Revenue from betting sites grew by almost 10,000% in October 2025 compared to October 2024. This surge occurred because the regulation of betting sites only came into effect in 2025, meaning the platforms paid less tax in the preceding period.

In October 2024, revenue from this segment was R$11 million, but it reached R$1 billion in October 2025. In the first ten months of 2025, the total rose from R$49 million to R$8 billion, representing an increase of over 16,000%.

Tax highlights of the month

The tax authorities reported an increase in IOF (Tax on Financial Transactions), which reached R$ 8.1 million in October 2025 and grew 38.8% year-on-year.

The institution stated: “This performance can be justified by operations related to the outflow of foreign currency and by credit operations destined for legal entities, both resulting from recent changes in legislation.”

The government increased the fees for some credit operations in June, through Decree 12.499/2025, but the measure was later overturned.

Another highlight was the IRRF-Capital (Withholding Income Tax on Capital), which reached almost R$ 11.6 million and increased by 28.01% compared to October 2024.

The tax authorities explained that this behavior was related to profits earned by investors in fixed-income investments and Interest on Equity (JCP), a mechanism used by companies to distribute part of their earnings to shareholders.

How does the economic slowdown affect tax revenue?

Although revenue showed growth of 3.2% year-to-date through October, the pace lost momentum throughout the year. In July, growth reached 4.41%, but decreased month by month.

The head of the Tax and Customs Studies Center of the Federal Revenue Service, Claudemir Malaquias, said: “We continue to grow, but at decreasing rates, at lower rates.”

He also stated that this movement followed projections from the Ministry of Finance and the market. “A certain contraction in economic activity was already expected,” and he highlighted the resilience of the service sector and the wage bill.

What is the impact of interest on tax revenue?

The slowdown stemmed directly from the Central Bank’s monetary policy. The Selic rate was at 15% per year, the highest level since July 2006.

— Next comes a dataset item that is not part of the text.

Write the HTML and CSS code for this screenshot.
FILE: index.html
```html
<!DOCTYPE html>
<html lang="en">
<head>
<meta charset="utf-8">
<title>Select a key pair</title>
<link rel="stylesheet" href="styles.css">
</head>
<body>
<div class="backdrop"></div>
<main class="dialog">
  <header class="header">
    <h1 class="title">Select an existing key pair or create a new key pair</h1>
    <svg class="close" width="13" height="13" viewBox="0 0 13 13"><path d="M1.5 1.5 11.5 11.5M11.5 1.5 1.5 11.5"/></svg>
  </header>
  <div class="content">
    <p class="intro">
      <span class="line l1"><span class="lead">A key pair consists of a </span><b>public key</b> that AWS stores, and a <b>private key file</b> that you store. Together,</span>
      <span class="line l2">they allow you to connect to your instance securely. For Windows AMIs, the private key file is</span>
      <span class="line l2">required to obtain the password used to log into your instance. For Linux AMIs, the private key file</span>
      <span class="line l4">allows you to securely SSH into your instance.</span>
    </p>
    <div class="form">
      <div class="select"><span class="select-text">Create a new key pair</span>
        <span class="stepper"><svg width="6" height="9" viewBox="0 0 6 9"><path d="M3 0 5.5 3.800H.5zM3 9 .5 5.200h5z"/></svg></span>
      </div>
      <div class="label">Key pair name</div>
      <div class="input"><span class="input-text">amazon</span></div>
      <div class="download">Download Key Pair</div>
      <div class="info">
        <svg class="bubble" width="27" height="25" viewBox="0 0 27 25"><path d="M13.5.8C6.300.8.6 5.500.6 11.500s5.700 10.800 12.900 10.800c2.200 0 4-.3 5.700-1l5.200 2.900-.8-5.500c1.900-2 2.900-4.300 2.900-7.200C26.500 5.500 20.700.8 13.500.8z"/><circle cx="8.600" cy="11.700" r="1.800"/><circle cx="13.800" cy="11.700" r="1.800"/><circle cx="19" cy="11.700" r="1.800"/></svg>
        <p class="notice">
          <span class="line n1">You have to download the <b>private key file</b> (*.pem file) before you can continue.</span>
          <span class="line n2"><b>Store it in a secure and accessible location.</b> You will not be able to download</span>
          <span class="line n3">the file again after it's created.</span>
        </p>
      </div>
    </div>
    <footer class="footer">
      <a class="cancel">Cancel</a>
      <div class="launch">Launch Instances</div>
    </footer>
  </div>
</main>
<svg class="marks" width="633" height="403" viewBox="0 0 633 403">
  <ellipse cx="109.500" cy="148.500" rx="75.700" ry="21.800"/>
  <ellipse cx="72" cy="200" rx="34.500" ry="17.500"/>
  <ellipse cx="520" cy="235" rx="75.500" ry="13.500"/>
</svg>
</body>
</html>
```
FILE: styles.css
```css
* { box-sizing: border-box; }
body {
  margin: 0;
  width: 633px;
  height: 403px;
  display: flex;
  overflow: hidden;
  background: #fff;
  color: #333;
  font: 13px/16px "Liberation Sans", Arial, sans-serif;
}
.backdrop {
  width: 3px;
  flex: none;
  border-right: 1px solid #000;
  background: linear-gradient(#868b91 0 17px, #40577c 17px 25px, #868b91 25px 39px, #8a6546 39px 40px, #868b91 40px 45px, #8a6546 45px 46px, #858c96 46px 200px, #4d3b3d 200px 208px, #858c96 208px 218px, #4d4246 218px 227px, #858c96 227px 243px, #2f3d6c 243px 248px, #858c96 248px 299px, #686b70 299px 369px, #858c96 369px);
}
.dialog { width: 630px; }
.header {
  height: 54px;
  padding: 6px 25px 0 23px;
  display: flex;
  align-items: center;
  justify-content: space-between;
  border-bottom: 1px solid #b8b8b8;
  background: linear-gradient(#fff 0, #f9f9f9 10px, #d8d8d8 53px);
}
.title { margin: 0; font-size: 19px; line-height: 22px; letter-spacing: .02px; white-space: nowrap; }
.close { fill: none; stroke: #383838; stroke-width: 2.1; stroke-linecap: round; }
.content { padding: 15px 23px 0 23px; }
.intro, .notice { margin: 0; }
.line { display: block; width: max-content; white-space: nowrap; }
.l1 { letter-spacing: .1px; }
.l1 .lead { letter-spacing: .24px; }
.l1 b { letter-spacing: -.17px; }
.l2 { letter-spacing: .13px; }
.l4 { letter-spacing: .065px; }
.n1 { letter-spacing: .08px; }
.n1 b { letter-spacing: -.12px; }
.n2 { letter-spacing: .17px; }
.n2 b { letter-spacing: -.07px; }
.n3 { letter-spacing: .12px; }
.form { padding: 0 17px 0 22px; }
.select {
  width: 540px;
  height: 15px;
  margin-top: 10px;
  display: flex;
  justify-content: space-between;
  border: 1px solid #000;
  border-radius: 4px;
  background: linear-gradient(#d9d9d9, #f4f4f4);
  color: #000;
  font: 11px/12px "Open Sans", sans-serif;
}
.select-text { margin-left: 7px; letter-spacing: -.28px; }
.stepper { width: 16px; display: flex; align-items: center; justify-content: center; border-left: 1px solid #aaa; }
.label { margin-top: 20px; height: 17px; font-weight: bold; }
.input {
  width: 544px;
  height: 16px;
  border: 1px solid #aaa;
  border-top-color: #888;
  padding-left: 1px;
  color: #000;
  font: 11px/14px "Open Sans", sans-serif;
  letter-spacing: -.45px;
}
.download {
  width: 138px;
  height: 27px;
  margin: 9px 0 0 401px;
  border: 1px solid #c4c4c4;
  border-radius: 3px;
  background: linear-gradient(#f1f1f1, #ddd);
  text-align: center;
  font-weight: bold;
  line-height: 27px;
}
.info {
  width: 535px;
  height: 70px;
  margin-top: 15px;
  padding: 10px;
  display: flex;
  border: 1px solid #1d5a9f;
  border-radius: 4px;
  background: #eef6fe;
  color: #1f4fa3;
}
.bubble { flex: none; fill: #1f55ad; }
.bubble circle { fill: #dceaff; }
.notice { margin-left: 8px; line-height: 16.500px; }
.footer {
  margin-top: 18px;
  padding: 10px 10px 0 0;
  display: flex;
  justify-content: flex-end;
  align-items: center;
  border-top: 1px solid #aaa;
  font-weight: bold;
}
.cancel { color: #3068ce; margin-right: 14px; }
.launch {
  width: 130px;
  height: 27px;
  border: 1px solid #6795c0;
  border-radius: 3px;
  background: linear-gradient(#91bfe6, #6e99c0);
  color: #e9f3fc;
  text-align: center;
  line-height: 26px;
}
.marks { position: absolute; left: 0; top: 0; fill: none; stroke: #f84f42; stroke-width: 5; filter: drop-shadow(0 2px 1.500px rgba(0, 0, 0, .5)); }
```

The Central Bank maintained high interest rates to contain inflation, which remained above the target of 3% per year, and could reach up to 4.5%.

In October, the accumulated inflation over 12 months was 4.68% and continued its downward trend.

Malaquias concluded: “Tax collection is one of the barometers of economic activity. When collection is doing well, we usually say that economic activity, which is responsible for the majority of the revenue generated, is also doing well.”